Set problem
Write the material out again in full, word for word. Do not include the pictures.

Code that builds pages
___

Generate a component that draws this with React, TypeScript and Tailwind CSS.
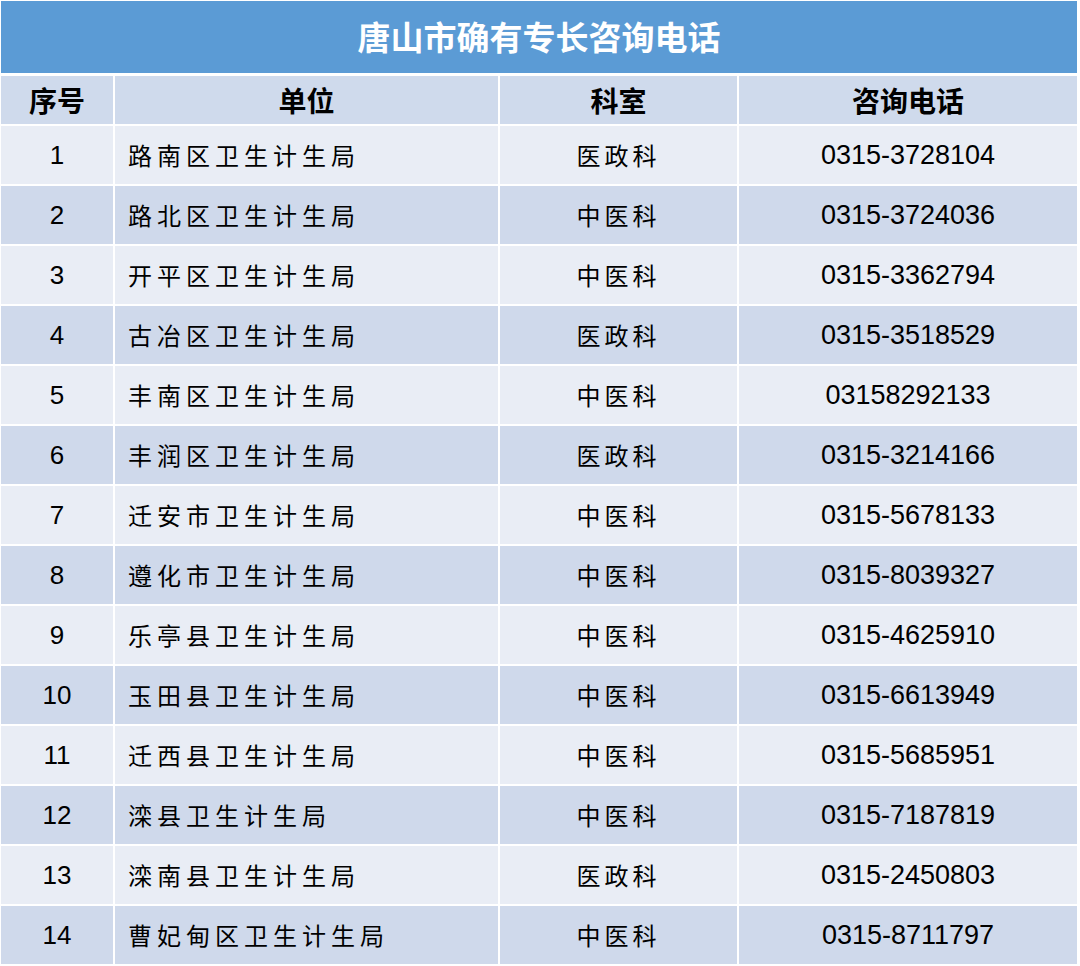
const rows = [
  ["1", "路南区卫生计生局", "医政科", "0315-3728104"],
  ["2", "路北区卫生计生局", "中医科", "0315-3724036"],
  ["3", "开平区卫生计生局", "中医科", "0315-3362794"],
  ["4", "古冶区卫生计生局", "医政科", "0315-3518529"],
  ["5", "丰南区卫生计生局", "中医科", "03158292133"],
  ["6", "丰润区卫生计生局", "医政科", "0315-3214166"],
  ["7", "迁安市卫生计生局", "中医科", "0315-5678133"],
  ["8", "遵化市卫生计生局", "中医科", "0315-8039327"],
  ["9", "乐亭县卫生计生局", "中医科", "0315-4625910"],
  ["10", "玉田县卫生计生局", "中医科", "0315-6613949"],
  ["11", "迁西县卫生计生局", "中医科", "0315-5685951"],
  ["12", "滦县卫生计生局", "中医科", "0315-7187819"],
  ["13", "滦南县卫生计生局", "医政科", "0315-2450803"],
  ["14", "曹妃甸区卫生计生局", "中医科", "0315-8711797"],
];

const cjk = "font-['Noto_Sans_CJK_SC',sans-serif]";
const num = "font-['Liberation_Sans','Noto_Sans_CJK_SC',sans-serif]";

export default function App() {
  return (
    <div className="w-[1080px] h-[966px] bg-white pl-[1px] pt-[1px] pr-[3px] text-black">
      <div
        className={`h-[72px] bg-[#5b9bd5] flex items-center justify-center text-white font-bold text-[33px] ${cjk}`}
      >
        唐山市确有专长咨询电话
      </div>
      <div className="mt-[3px] grid grid-cols-[112px_383px_237px_1fr] grid-rows-[48px_repeat(14,58px)] gap-[2px]">
        {["序号", "单位", "科室", "咨询电话"].map((h) => (
          <div
            key={h}
            className={`bg-[#cfdaec] flex items-center justify-center font-bold text-[28px] ${cjk}`}
          >
            {h}
          </div>
        ))}
        {rows.map((r, i) => {
          const bg = i % 2 === 0 ? "bg-[#e9edf5]" : "bg-[#cfd9eb]";
          return [
            <div key={r[0] + "a"} className={`${bg} flex items-center justify-center text-[26px] ${num}`}>
              {r[0]}
            </div>,
            <div key={r[0] + "b"} className={`${bg} flex items-center pl-[13px] text-[24px] tracking-[5px] ${cjk}`}>
              {r[1]}
            </div>,
            <div key={r[0] + "c"} className={`${bg} flex items-center justify-center text-[24px] tracking-[4px] ${cjk}`}>
              {r[2]}
            </div>,
            <div key={r[0] + "d"} className={`${bg} flex items-center justify-center text-[27px] ${num}`}>
              {r[3]}
            </div>,
          ];
        })}
      </div>
    </div>
  );
}
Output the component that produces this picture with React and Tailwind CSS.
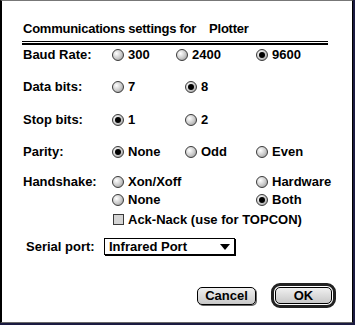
const font = { fontFamily: '"Liberation Sans", Arial, sans-serif' };

function Radio({ on, label, w }) {
  return (
    <div className={`flex items-center gap-[4px] ${w}`}>
      <span className="relative flex h-[12px] w-[12px] shrink-0 items-center justify-center rounded-full border border-[#3a3a3a] bg-[radial-gradient(circle_at_35%_35%,#ffffff,#c8c8c8_55%,#8a8a8a)]">
        {on && <span className="h-[6px] w-[6px] rounded-full bg-black" />}
      </span>
      <span>{label}</span>
    </div>
  );
}

function Row({ label, children, className = "" }) {
  return (
    <div className={`flex items-center ${className}`}>
      <div className="w-[89px] shrink-0">{label}</div>
      {children}
    </div>
  );
}

export default function App() {
  return (
    <div className="h-[325px] w-[355px] bg-[#1a1a40]" style={font}>
      <div className="flex h-[323px] w-[353px] flex-col border-b border-l-2 border-r border-t border-b-[#6a6a6a] border-l-black border-r-black border-t-[#777] bg-white pl-[21px] pr-[16px] text-[13px] font-bold leading-none text-black">
        <div className="mt-[21px] flex tracking-[-0.25px]">
          <span>Communications settings for</span>
          <span className="ml-[13px]">Plotter</span>
        </div>
        <div className="-ml-[1px] mr-[8px] mt-[6px] border-b-2 border-t border-black pt-[1px]" />

        <Row label="Baud Rate:" className="mt-[3px]">
          <Radio on={false} label="300" w="w-[64px]" />
          <Radio on={false} label="2400" w="w-[80px]" />
          <Radio on label="9600" />
        </Row>
        <Row label="Data bits:" className="mt-[19px]">
          <Radio on={false} label="7" w="w-[73px]" />
          <Radio on label="8" />
        </Row>
        <Row label="Stop bits:" className="mt-[20px]">
          <Radio on label="1" w="w-[73px]" />
          <Radio on={false} label="2" />
        </Row>
        <Row label="Parity:" className="mt-[19px]">
          <Radio on label="None" w="w-[73px]" />
          <Radio on={false} label="Odd" w="w-[71px]" />
          <Radio on={false} label="Even" />
        </Row>
        <Row label="Handshake:" className="mt-[17px]">
          <Radio on={false} label="Xon/Xoff" w="w-[144px]" />
          <Radio on={false} label="Hardware" />
        </Row>
        <div className="mt-[5px] flex pl-[89px]">
          <Radio on={false} label="None" w="w-[144px]" />
          <Radio on label="Both" />
        </div>
        <div className="mt-[7px] flex items-center gap-[4px] pl-[90px]">
          <span className="h-[11px] w-[11px] border border-[#3a3a3a] bg-[#d4d4d4]" />
          <span>Ack-Nack (use for TOPCON)</span>
        </div>

        <div className="mt-[12px] flex items-center pl-[3px]">
          <div className="w-[78px]">Serial port:</div>
          <div className="flex h-[17px] w-[131px] items-center justify-between border border-black pl-[4px] pr-[4px] shadow-[1px_1px_0_#000]">
            <span>Infrared Port</span>
            <svg width="10" height="6" viewBox="0 0 10 6">
              <path d="M0 0h10L5 6z" fill="#000" />
            </svg>
          </div>
        </div>

        <div className="mb-[14px] mt-auto flex items-center justify-end gap-[15px]">
          <button className="flex h-[18px] w-[59px] items-center justify-center rounded-[5px] border border-black bg-[linear-gradient(#f0f0f0,#c8c8c8)] shadow-[1px_1px_0_#666]">
            Cancel
          </button>
          <div className="rounded-[9px] border-[3px] border-[#222] p-[1px]">
            <button className="flex h-[17px] w-[57px] items-center justify-center rounded-[5px] border border-black bg-[linear-gradient(#f0f0f0,#c8c8c8)]">
              OK
            </button>
          </div>
        </div>
      </div>
    </div>
  );
}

___

Reply to the exercise
Generate a component that draws this with React, TypeScript and Tailwind CSS.
const rows = [
  ["1", "路南区卫生计生局", "医政科", "0315-3728104"],
  ["2", "路北区卫生计生局", "中医科", "0315-3724036"],
  ["3", "开平区卫生计生局", "中医科", "0315-3362794"],
  ["4", "古冶区卫生计生局", "医政科", "0315-3518529"],
  ["5", "丰南区卫生计生局", "中医科", "03158292133"],
  ["6", "丰润区卫生计生局", "医政科", "0315-3214166"],
  ["7", "迁安市卫生计生局", "中医科", "0315-5678133"],
  ["8", "遵化市卫生计生局", "中医科", "0315-8039327"],
  ["9", "乐亭县卫生计生局", "中医科", "0315-4625910"],
  ["10", "玉田县卫生计生局", "中医科", "0315-6613949"],
  ["11", "迁西县卫生计生局", "中医科", "0315-5685951"],
  ["12", "滦县卫生计生局", "中医科", "0315-7187819"],
  ["13", "滦南县卫生计生局", "医政科", "0315-2450803"],
  ["14", "曹妃甸区卫生计生局", "中医科", "0315-8711797"],
];

const cjk = "font-['Noto_Sans_CJK_SC',sans-serif]";
const num = "font-['Liberation_Sans','Noto_Sans_CJK_SC',sans-serif]";

export default function App() {
  return (
    <div className="w-[1080px] h-[966px] bg-white pl-[1px] pt-[1px] pr-[3px] text-black">
      <div
        className={`h-[72px] bg-[#5b9bd5] flex items-center justify-center text-white font-bold text-[33px] ${cjk}`}
      >
        唐山市确有专长咨询电话
      </div>
      <div className="mt-[3px] grid grid-cols-[112px_383px_237px_1fr] grid-rows-[48px_repeat(14,58px)] gap-[2px]">
        {["序号", "单位", "科室", "咨询电话"].map((h) => (
          <div
            key={h}
            className={`bg-[#cfdaec] flex items-center justify-center font-bold text-[28px] ${cjk}`}
          >
            {h}
          </div>
        ))}
        {rows.map((r, i) => {
          const bg = i % 2 === 0 ? "bg-[#e9edf5]" : "bg-[#cfd9eb]";
          return [
            <div key={r[0] + "a"} className={`${bg} flex items-center justify-center text-[26px] ${num}`}>
              {r[0]}
            </div>,
            <div key={r[0] + "b"} className={`${bg} flex items-center pl-[13px] text-[24px] tracking-[5px] ${cjk}`}>
              {r[1]}
            </div>,
            <div key={r[0] + "c"} className={`${bg} flex items-center justify-center text-[24px] tracking-[4px] ${cjk}`}>
              {r[2]}
            </div>,
            <div key={r[0] + "d"} className={`${bg} flex items-center justify-center text-[27px] ${num}`}>
              {r[3]}
            </div>,
          ];
        })}
      </div>
    </div>
  );
}
Output the component that produces this picture with React and Tailwind CSS.
const font = { fontFamily: '"Liberation Sans", Arial, sans-serif' };

function Radio({ on, label, w }) {
  return (
    <div className={`flex items-center gap-[4px] ${w}`}>
      <span className="relative flex h-[12px] w-[12px] shrink-0 items-center justify-center rounded-full border border-[#3a3a3a] bg-[radial-gradient(circle_at_35%_35%,#ffffff,#c8c8c8_55%,#8a8a8a)]">
        {on && <span className="h-[6px] w-[6px] rounded-full bg-black" />}
      </span>
      <span>{label}</span>
    </div>
  );
}

function Row({ label, children, className = "" }) {
  return (
    <div className={`flex items-center ${className}`}>
      <div className="w-[89px] shrink-0">{label}</div>
      {children}
    </div>
  );
}

export default function App() {
  return (
    <div className="h-[325px] w-[355px] bg-[#1a1a40]" style={font}>
      <div className="flex h-[323px] w-[353px] flex-col border-b border-l-2 border-r border-t border-b-[#6a6a6a] border-l-black border-r-black border-t-[#777] bg-white pl-[21px] pr-[16px] text-[13px] font-bold leading-none text-black">
        <div className="mt-[21px] flex tracking-[-0.25px]">
          <span>Communications settings for</span>
          <span className="ml-[13px]">Plotter</span>
        </div>
        <div className="-ml-[1px] mr-[8px] mt-[6px] border-b-2 border-t border-black pt-[1px]" />

        <Row label="Baud Rate:" className="mt-[3px]">
          <Radio on={false} label="300" w="w-[64px]" />
          <Radio on={false} label="2400" w="w-[80px]" />
          <Radio on label="9600" />
        </Row>
        <Row label="Data bits:" className="mt-[19px]">
          <Radio on={false} label="7" w="w-[73px]" />
          <Radio on label="8" />
        </Row>
        <Row label="Stop bits:" className="mt-[20px]">
          <Radio on label="1" w="w-[73px]" />
          <Radio on={false} label="2" />
        </Row>
        <Row label="Parity:" className="mt-[19px]">
          <Radio on label="None" w="w-[73px]" />
          <Radio on={false} label="Odd" w="w-[71px]" />
          <Radio on={false} label="Even" />
        </Row>
        <Row label="Handshake:" className="mt-[17px]">
          <Radio on={false} label="Xon/Xoff" w="w-[144px]" />
          <Radio on={false} label="Hardware" />
        </Row>
        <div className="mt-[5px] flex pl-[89px]">
          <Radio on={false} label="None" w="w-[144px]" />
          <Radio on label="Both" />
        </div>
        <div className="mt-[7px] flex items-center gap-[4px] pl-[90px]">
          <span className="h-[11px] w-[11px] border border-[#3a3a3a] bg-[#d4d4d4]" />
          <span>Ack-Nack (use for TOPCON)</span>
        </div>

        <div className="mt-[12px] flex items-center pl-[3px]">
          <div className="w-[78px]">Serial port:</div>
          <div className="flex h-[17px] w-[131px] items-center justify-between border border-black pl-[4px] pr-[4px] shadow-[1px_1px_0_#000]">
            <span>Infrared Port</span>
            <svg width="10" height="6" viewBox="0 0 10 6">
              <path d="M0 0h10L5 6z" fill="#000" />
            </svg>
          </div>
        </div>

        <div className="mb-[14px] mt-auto flex items-center justify-end gap-[15px]">
          <button className="flex h-[18px] w-[59px] items-center justify-center rounded-[5px] border border-black bg-[linear-gradient(#f0f0f0,#c8c8c8)] shadow-[1px_1px_0_#666]">
            Cancel
          </button>
          <div className="rounded-[9px] border-[3px] border-[#222] p-[1px]">
            <button className="flex h-[17px] w-[57px] items-center justify-center rounded-[5px] border border-black bg-[linear-gradient(#f0f0f0,#c8c8c8)]">
              OK
            </button>
          </div>
        </div>
      </div>
    </div>
  );
}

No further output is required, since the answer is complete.